Well basically the folks in the US have moved with the times and demonstrated that they strive to be decent human beings by embracing equality for gay people by authorising their clergy to perform gay weddings. So basically the response by over two thirds has been a formal public declaration that they are homophobic bigots and that anybody who does not agree with that stance is out.

It is of course a rather strange stance to take because the only justification for that is “the bible says so”. This is very odd argument, because (for example) the bible also endorses slavery from cover to cover, and gives specific guidance on not just whom you may enslave, but also on how to correctly beat your slave. That guidance is happily discarded by these Victorian clerics as a historical relic and wholly inappropriate for our modern age, and yet they opt to keep the homophobe bits as unassailable truth. How exactly does that work, how do they decide what bits to discard and what bits to keep?

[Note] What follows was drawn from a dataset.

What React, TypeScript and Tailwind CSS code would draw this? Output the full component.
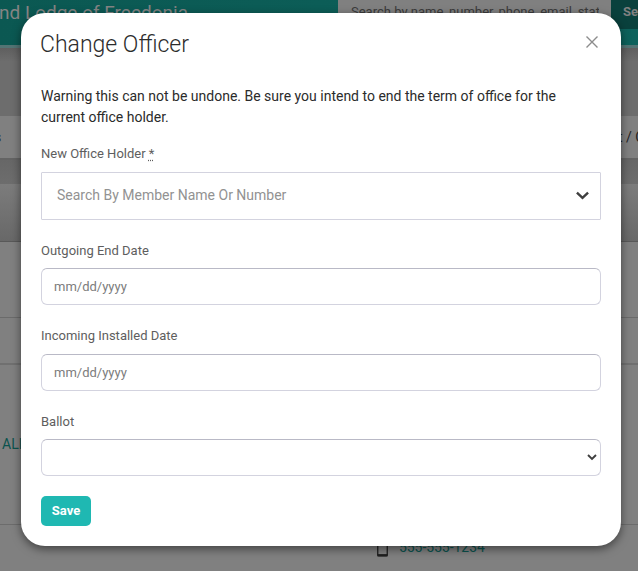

As their inevitable decline continues, they might indeed attempt to now pin their hopes upon a “network churches that meet in cafes, pubs and other places outside of consecrated buildings” but under this rests an assumption that location is their problem, and that is the flaw because it is not. As time passes the human lifespan will continue to bring it all towards a final close as the remaining elderly members fade into memory.

It will soon be time for some social housekeeping

The UK still has 26 C of E Bishops who are not elected by the population but instead get to sit in the House of Lords and meddle in the affairs of state.

  • Whose interests do they represent? – Clearly not those of the vast bulk of the UKs population.
  • Why? – Well it is clearly historical and so we have this rather odd political setup that operates on the basis that these guys have an imaginary friend that they are quite sure is real.

Housekeeping Item 1: Our representatives should be selected by us and not solely on the basis of what specific supernaturalism they happen to embrace.

I’m not alone in such thoughts, MPs from all parties were asking this exact question last Thursday in parliament …

In a debate on House of Lords reform yesterday, eight MPs from four different parties called for an end to the automatic right of 26 bishops from the Church of England to sit and vote in the House of Lords.

Beyond all that, we also have the concept of “Faith Schools” within the UK where the number of children educated by C of E run schools far exceeds the total number of people who now actually attend the C of E …

It is quite probable that without the Faith Schools the C of E would have already been relegated to a footnote in history. The secondary schools they run have a reputation for good results, and so there is a demand for them, one that exceeds the supply of available places. The net effect is that when it is time for kids to start school, some parents suddenly find God and start attending their local C of E simply because a nod from the vicar will secure a place in a C of E school. Obviously once the kids are in, the parents can quit going to church, and so the deal is that getting the nod from the vicar usually requires a six month attendance record. The game that the C of E is playing here is that once people have been going for about six months they often end up making friends, join the wine club, etc… and so just might stick with it. It is perhaps this constant supply of new people that more than anything else enables the C of E to still exist.

Are these secondary faith schools successful because they are religious? Nope, not at all, what is happening is that they are naturally selecting pushy parents who are prepared to endure 1 hour of extreme boredom every week simply to get their kids into a good school, so they will of course be there to offer continuous support for the kids.

Housekeeping Item 2: We really need to move beyond having almost a third of our schools being run in a very selective way by religious groups who do not represent us, not do they hold an ethos that is an appropriate one within an educational context. Why exactly do they get to decided who may attend when about 90% of the funding they have is state funding and not theirs?

One Last Thought

The UK is a nation where the head of state is also the head of a religious body (the Queen is officially the head of the C of E). Additionally our laws are influenced by 26 religious clerics, and many of our schools are run by religious organisations … yet we are also a very secular mostly non-religious population.

As a stark contrast to that, we have the US that was founded as a wholly secular nation with a solid wall sitting between the religious and the state, and yet vast swathes of the population are highly religious to such an excessive degree that they have long since abandoned rationality and happily dismiss science as fiction, and embrace myths as fact.

With a bit of my tongue in my cheek, perhaps what the UK has done historically is to effectively immunise the population by taking a potentially deadly belief, rendered it harmless over quite a few centuries of bloodletting, and then injected it into the young, but it is all perhaps a mute point, because the ongoing decline that is bringing it all to a close implies that the my suggested bits of social housekeeping will be not just desirable, but inevitable.